Turn this around - the cruise company had dozens of people who missed flights- the result of the engine casualty. thats tens of thousands of dollars in last minute airfares. They are going to hide behind the language in their contract for as long as they can.

I note that the contract language provides they can skip ports - but these are not cruise ports- they are origin and destination ports - where you get on and off. Being late is one thing - they can't 'skip' that port.

As I said - the questions here become:

a) what was the engine casualty specifically?;
b) was it the result of prior deferred maintenance or repair?;
c) was it reasonably forseeable?;
d) was the ship speed limited the result of the repair? [meaning did the repair mean the ship would only travel now at 12-14kts instead of a normal cruise speed of 17, and did that cause a delay into CPH?
e) could the cruise line have made up the time by cruising faster? This would have burned much more fuel - which would have resulted in a loss to the cruise line given the budgeted fuel.
f) what as the distance from the repair port to the destination port - math becomes important here.

You can see how different answers to the above questions can shift liability from the cruise line to the passenger - or back to cruise line. Simply because the cruiseline can invoke the contract language does not mean that they don't have a duty to remain on schedule as much as possible - and if it costs more fuel - then it costs them more fuel.

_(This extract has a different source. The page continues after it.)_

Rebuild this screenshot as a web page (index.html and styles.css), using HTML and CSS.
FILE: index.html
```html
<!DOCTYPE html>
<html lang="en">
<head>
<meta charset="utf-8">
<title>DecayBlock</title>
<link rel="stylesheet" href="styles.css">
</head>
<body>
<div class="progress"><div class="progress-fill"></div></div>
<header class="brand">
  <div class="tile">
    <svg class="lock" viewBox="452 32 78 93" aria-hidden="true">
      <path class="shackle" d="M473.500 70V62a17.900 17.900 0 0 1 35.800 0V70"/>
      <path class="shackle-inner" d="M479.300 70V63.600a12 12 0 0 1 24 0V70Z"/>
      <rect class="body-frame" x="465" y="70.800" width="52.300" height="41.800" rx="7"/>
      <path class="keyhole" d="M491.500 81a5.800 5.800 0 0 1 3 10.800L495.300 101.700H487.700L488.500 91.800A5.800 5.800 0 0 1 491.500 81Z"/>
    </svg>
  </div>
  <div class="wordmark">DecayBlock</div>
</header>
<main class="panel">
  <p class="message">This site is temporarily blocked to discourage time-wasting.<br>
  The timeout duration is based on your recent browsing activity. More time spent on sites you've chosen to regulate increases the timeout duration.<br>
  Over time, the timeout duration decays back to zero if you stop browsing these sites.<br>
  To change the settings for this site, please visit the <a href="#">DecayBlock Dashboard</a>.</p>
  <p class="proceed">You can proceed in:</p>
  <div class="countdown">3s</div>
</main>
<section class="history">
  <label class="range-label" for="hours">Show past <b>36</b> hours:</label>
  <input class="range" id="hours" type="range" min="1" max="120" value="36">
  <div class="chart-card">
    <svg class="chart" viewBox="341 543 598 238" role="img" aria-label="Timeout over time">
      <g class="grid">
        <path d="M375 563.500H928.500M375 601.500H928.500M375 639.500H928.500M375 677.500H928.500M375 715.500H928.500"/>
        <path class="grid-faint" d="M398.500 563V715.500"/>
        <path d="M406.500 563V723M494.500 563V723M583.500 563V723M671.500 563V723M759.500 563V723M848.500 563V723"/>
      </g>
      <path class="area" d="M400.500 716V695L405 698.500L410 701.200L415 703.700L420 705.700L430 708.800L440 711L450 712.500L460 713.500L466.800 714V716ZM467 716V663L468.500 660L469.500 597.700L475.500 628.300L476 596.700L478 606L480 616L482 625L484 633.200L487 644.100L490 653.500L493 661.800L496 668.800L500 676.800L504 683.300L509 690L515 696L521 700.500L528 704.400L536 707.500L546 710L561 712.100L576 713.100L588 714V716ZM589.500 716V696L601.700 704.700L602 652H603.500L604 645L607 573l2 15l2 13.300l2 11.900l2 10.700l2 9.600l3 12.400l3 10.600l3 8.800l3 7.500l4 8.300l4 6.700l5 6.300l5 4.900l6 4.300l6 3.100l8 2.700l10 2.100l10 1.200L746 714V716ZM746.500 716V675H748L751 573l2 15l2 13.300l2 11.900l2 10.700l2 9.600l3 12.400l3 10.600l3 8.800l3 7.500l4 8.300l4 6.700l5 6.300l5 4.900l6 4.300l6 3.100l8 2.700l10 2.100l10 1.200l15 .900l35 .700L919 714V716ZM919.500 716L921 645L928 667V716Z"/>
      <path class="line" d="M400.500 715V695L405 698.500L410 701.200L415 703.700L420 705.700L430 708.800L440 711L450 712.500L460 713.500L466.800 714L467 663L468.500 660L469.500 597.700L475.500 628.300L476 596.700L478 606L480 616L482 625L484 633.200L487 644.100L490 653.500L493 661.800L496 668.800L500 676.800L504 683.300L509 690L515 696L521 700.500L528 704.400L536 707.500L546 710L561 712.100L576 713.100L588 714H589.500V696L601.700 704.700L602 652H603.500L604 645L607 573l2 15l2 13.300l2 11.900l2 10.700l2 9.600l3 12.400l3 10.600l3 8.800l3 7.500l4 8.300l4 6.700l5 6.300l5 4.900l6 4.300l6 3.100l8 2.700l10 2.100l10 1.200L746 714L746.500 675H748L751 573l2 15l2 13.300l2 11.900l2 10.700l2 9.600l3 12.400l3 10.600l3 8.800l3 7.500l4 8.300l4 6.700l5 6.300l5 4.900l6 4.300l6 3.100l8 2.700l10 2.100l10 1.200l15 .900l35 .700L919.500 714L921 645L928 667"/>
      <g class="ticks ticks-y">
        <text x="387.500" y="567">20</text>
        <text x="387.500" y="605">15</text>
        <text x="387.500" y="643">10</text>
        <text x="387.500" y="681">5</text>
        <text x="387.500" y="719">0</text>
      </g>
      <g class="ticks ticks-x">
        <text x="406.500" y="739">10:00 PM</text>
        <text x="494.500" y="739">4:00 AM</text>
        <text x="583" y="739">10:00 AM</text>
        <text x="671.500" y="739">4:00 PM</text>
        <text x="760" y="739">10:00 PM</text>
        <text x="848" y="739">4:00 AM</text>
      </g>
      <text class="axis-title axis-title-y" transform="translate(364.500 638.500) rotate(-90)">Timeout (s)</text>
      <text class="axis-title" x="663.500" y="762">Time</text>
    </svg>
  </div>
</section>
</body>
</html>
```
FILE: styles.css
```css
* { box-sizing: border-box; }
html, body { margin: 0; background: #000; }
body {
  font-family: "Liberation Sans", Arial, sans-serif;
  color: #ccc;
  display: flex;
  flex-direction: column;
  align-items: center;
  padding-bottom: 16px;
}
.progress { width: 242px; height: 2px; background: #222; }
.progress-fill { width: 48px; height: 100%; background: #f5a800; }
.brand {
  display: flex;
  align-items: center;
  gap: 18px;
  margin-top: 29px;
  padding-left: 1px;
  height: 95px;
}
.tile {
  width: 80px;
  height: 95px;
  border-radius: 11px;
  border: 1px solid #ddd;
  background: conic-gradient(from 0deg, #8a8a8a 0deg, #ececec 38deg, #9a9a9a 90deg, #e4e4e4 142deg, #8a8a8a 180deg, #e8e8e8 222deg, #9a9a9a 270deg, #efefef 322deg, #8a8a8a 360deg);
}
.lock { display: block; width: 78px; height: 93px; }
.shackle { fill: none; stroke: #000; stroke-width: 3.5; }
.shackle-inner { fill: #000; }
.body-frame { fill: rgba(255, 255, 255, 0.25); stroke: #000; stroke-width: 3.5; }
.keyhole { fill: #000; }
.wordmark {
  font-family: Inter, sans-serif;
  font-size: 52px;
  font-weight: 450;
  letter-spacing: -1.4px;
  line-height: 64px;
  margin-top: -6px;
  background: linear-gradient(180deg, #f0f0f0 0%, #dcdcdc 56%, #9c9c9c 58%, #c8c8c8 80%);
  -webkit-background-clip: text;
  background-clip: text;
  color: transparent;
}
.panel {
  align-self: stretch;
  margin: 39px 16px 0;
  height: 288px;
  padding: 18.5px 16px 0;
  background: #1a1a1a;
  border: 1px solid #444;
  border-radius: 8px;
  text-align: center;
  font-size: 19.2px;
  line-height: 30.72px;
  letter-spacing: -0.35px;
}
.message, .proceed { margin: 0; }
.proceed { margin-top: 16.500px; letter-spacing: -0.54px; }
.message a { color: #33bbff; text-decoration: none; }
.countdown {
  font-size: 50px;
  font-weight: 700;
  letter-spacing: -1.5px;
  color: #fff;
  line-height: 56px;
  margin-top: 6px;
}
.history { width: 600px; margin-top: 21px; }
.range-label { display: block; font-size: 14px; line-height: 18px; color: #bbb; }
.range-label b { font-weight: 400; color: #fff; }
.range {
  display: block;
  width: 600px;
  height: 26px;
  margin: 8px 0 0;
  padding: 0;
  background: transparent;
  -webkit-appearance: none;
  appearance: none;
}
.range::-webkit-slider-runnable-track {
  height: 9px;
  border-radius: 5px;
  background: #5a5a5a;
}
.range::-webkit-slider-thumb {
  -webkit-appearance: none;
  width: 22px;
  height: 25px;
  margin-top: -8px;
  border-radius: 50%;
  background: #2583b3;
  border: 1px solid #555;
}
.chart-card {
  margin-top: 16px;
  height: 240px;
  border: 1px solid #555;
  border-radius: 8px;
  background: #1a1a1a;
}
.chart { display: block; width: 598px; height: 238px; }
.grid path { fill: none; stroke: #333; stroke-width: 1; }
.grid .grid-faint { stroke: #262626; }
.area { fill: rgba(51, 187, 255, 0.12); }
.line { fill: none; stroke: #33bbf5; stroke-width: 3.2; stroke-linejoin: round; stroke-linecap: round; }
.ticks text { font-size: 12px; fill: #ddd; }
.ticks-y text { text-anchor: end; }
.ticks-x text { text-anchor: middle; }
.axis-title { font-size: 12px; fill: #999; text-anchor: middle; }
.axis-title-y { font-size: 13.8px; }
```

Stockholm to Copenhagen is about 290nm inside the Baltic Sea. At 17 knots its only 17 hours. The schedule has them with a sea day between Stockholm and Copehagen - so thats 8-10 knots at most - loafing along wasting time - arrival at Copenhagen is prob 5-6am normally - docking at 7a and debarking a couple of hours thereafter.

leaving Stockholm at midnight rather than 4pm = they should have EASILY made Copenhagen in 30 hours - so obviously something else was going on.

Obviously - SOMEONE made the decision to not drive that ship at 15 knots or higher to make Copenhagen within a couple of hours schedule -

THIS is the analysis you need to have with the next contact. I'm not going to give out a free letter here- because the analysis really is above - but the question becomes - why couldn'y the ship make up 8 hours on what is at most a 300nm journey - when it had 31 hours to do it?
My point was if the same agent booked the cruise and the air they may have been able to rebook the new tickets for him and saved him money.

Your advice is what our consumer should use when writing to the cruise line. The goal is to be reimbursed for what it cost over and above the original air tickets.